I attended a Passover Seder recently as a guest of some Jewish friends and heard this wonderful updated translation of the familiar Dayenu prayer there. This comes from the Jewish sage and elder Arthur Waskow:

What miracles and accomplishments would be sufficient (Dayyenu) in today's world for us to be truly satisfied?

For if we were to end a single genocide but not stop the other wars that are killing people, it would not be enough.
If we ended those bloody wars but did not disarm the nations of the weapons that would destroy all of humanity, it would not be enough.
If we disarmed the nations but did not end the pollution of our planet, it would not be enough.
If we ended the poisoning of our planet but did not prevent some people from wallowing in luxury while others starved, it would not be enough.
If we made sure that no one starved but did not end police brutality, it would not be enough.
If we freed the poets from their jails but cramped the minds of the people so that they could not understand the poets, it would not be enough.
If all people could understand the creative poets but could not explore their own inner ecstasies, it would not be enough.
If people could explore their inner ecstasies but were not allowed to love one another and share in all humanity it would not be enough.

And only when all human beings have all these things, have food and shelter and human rights are available to all will it be enough. (my summary of the long ending)

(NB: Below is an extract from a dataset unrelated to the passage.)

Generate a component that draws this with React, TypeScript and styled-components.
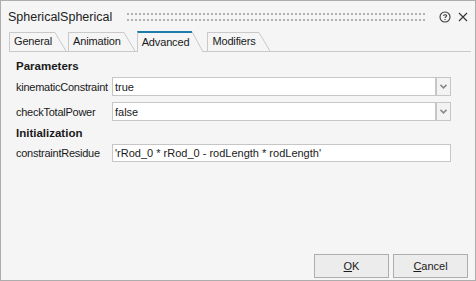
import styled, { createGlobalStyle } from "styled-components";

const Global = createGlobalStyle`
  html, body { margin: 0; padding: 0; background: #f5f5f5; }
  * { box-sizing: border-box; }
`

const FONT = `"Liberation Sans", Arial, sans-serif`
const LINE = '#c9c9c9'
const BG = '#f5f5f5'

const tabs = ['General', 'Animation', 'Advanced', 'Modifiers']

export default function App() {
    const activeTab = 'Advanced'

    return (
        <>
            <Global />
            <Window>
                <TitleBar>
                    <Title>SphericalSpherical</Title>
                    <Grip />
                    <TitleIcon aria-label="help">
                        <svg width="12" height="12" viewBox="0 0 12 12">
                            <circle cx="6" cy="6" r="5" fill="none" stroke="#3a3a3a" strokeWidth="1.1" />
                            <path d="M4.4 4.7 C4.4 3.5 7.6 3.3 7.6 4.8 C7.6 5.9 6 5.8 6 7.1" fill="none" stroke="#3a3a3a" strokeWidth="1.1" />
                            <rect x="5.5" y="8" width="1.1" height="1.1" fill="#3a3a3a" />
                        </svg>
                    </TitleIcon>
                    <TitleIcon aria-label="close">
                        <svg width="10" height="10" viewBox="0 0 10 10">
                            <path d="M1 1 L9 9 M9 1 L1 9" stroke="#333" strokeWidth="1.1" />
                        </svg>
                    </TitleIcon>
                </TitleBar>

                <TabStrip>
                    {tabs.map((name) => {
                        const active = name === activeTab
                        const h = active ? 21 : 19
                        return (
                            <Tab key={name} $active={active}>
                                <TabFace $active={active}>{name}</TabFace>
                                <svg width="11" height={h} viewBox={`0 0 11 ${h}`} style={{ display: 'block' }}>
                                    <polygon points={`0,0 11,${h} 0,${h}`} fill={BG} />
                                    <path d={`M0 0.5 L11 ${h}`} stroke={LINE} strokeWidth="1" fill="none" />
                                </svg>
                            </Tab>
                        )
                    })}
                </TabStrip>

                <Content>
                    <Section>Parameters</Section>
                    <Row>
                        <Label>kinematicConstraint</Label>
                        <Combo>
                            <Field>true</Field>
                            <DropButton><Chevron /></DropButton>
                        </Combo>
                    </Row>
                    <Row $gap>
                        <Label>checkTotalPower</Label>
                        <Combo>
                            <Field>false</Field>
                            <DropButton><Chevron /></DropButton>
                        </Combo>
                    </Row>
                    <Section $top={3}>Initialization</Section>
                    <Row>
                        <Label>constraintResidue</Label>
                        <Field $short>'rRod_0 * rRod_0 - rodLength * rodLength'</Field>
                    </Row>
                </Content>

                <Footer>
                    <Button><u>O</u>K</Button>
                    <Button><u>C</u>ancel</Button>
                </Footer>
            </Window>
        </>
    )
}

const Chevron = () => (
    <svg width="7" height="5" viewBox="0 0 7 5">
        <path d="M0.5 0.8 L3.5 3.8 L6.5 0.8" fill="none" stroke="#8a8a8a" strokeWidth="1.6" />
    </svg>
)

const Window = styled.div`
    width: 476px;
    height: 281px;
    border: 1px solid #adadad;
    background: ${BG};
    display: flex;
    flex-direction: column;
    font-family: ${FONT};
    color: #1a1a1a;
`

const TitleBar = styled.div`
    height: 30px;
    display: flex;
    align-items: center;
    padding: 1px 3px 0 7px;
`

const Title = styled.div`
    font-size: 12.5px;
    color: #222;
    white-space: nowrap;
`

const Grip = styled.div`
    flex: 1;
    height: 8px;
    margin: 1px 9px 0 15px;
    background:
        linear-gradient(to right, #b2b2b2 2px, transparent 2px) 0 0 / 4px 2px repeat-x,
        linear-gradient(to right, #b2b2b2 2px, transparent 2px) 0 6px / 4px 2px repeat-x;
`

const TitleIcon = styled.div`
    width: 18px;
    height: 14px;
    display: flex;
    align-items: center;
    justify-content: center;
`

const TabStrip = styled.div`
    height: 21px;
    margin: 0 4px 0 8px;
    display: flex;
    align-items: flex-end;
    gap: 2px;
    border-bottom: 1px solid ${LINE};
`

const Tab = styled.div<{ $active: boolean }>`
    display: flex;
    align-items: flex-start;
    position: relative;
    margin-bottom: ${p => p.$active ? '-1px' : '0'};
    margin-right: ${p => p.$active ? '2px' : '0'};
    z-index: ${p => p.$active ? 1 : 0};
`

const TabFace = styled.div<{ $active: boolean }>`
    height: ${p => p.$active ? '21px' : '19px'};
    padding: ${p => p.$active ? '2px 3px 0 4px' : '1px 3px 0 4px'};
    border-left: 1px solid ${LINE};
    border-top: ${p => p.$active ? '2px solid #1d7cab' : `1px solid ${LINE}`};
    background: ${BG};
    font-size: 11px;
    letter-spacing: -0.15px;
    line-height: 15px;
    white-space: nowrap;
`

const Content = styled.div`
    padding: 6px 24px 0 15px;
    display: flex;
    flex-direction: column;
`

const Section = styled.div<{ $top?: number }>`
    font-size: 11.5px;
    font-weight: 700;
    line-height: 16px;
    margin-top: ${p => p.$top ?? 0}px;
    margin-bottom: 3px;
`

const Row = styled.div<{ $gap?: boolean }>`
    display: flex;
    align-items: center;
    margin-top: ${p => p.$gap ? '5px' : '0'};
    margin-bottom: 1px;
`

const Label = styled.div`
    width: 96px;
    font-size: 11px;
    white-space: nowrap;
    letter-spacing: -0.25px;
`

const Combo = styled.div`
    flex: 1;
    display: flex;
    height: 19px;
`

const Field = styled.div<{ $short?: boolean }>`
    flex: 1;
    height: ${p => p.$short ? '18px' : '19px'};
    border: 1px solid #c6c6c6;
    background: #fff;
    font-size: 11px;
    line-height: ${p => p.$short ? '16px' : '18px'};
    padding-left: 2px;
    white-space: nowrap;
`

const DropButton = styled.div`
    width: 15px;
    height: 19px;
    border: 1px solid #c6c6c6;
    background: #f3f3f3;
    display: flex;
    align-items: center;
    justify-content: center;
`

const Footer = styled.div`
    margin-top: auto;
    display: flex;
    justify-content: flex-end;
    gap: 4px;
    padding: 0 7px 2px 0;
`

const Button = styled.div`
    width: 75px;
    height: 24px;
    border: 1px solid #adadad;
    background: #ececec;
    font-size: 11px;
    display: flex;
    align-items: center;
    justify-content: center;
`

Truly, elders have so much to teach us, so much to give that perhaps we might say they are the way-showers to peace. Who might we turn to today, with love and gratitude, for their counsel and wisdom?

Questions of Inquiry:
1. Who do you know in your world who is an elder? How do you treat/revere and respect the elders in your world?
2. Are you an emerging elder? If so, how can you gracefully assume that mantle and speak with power and dignity when in that role?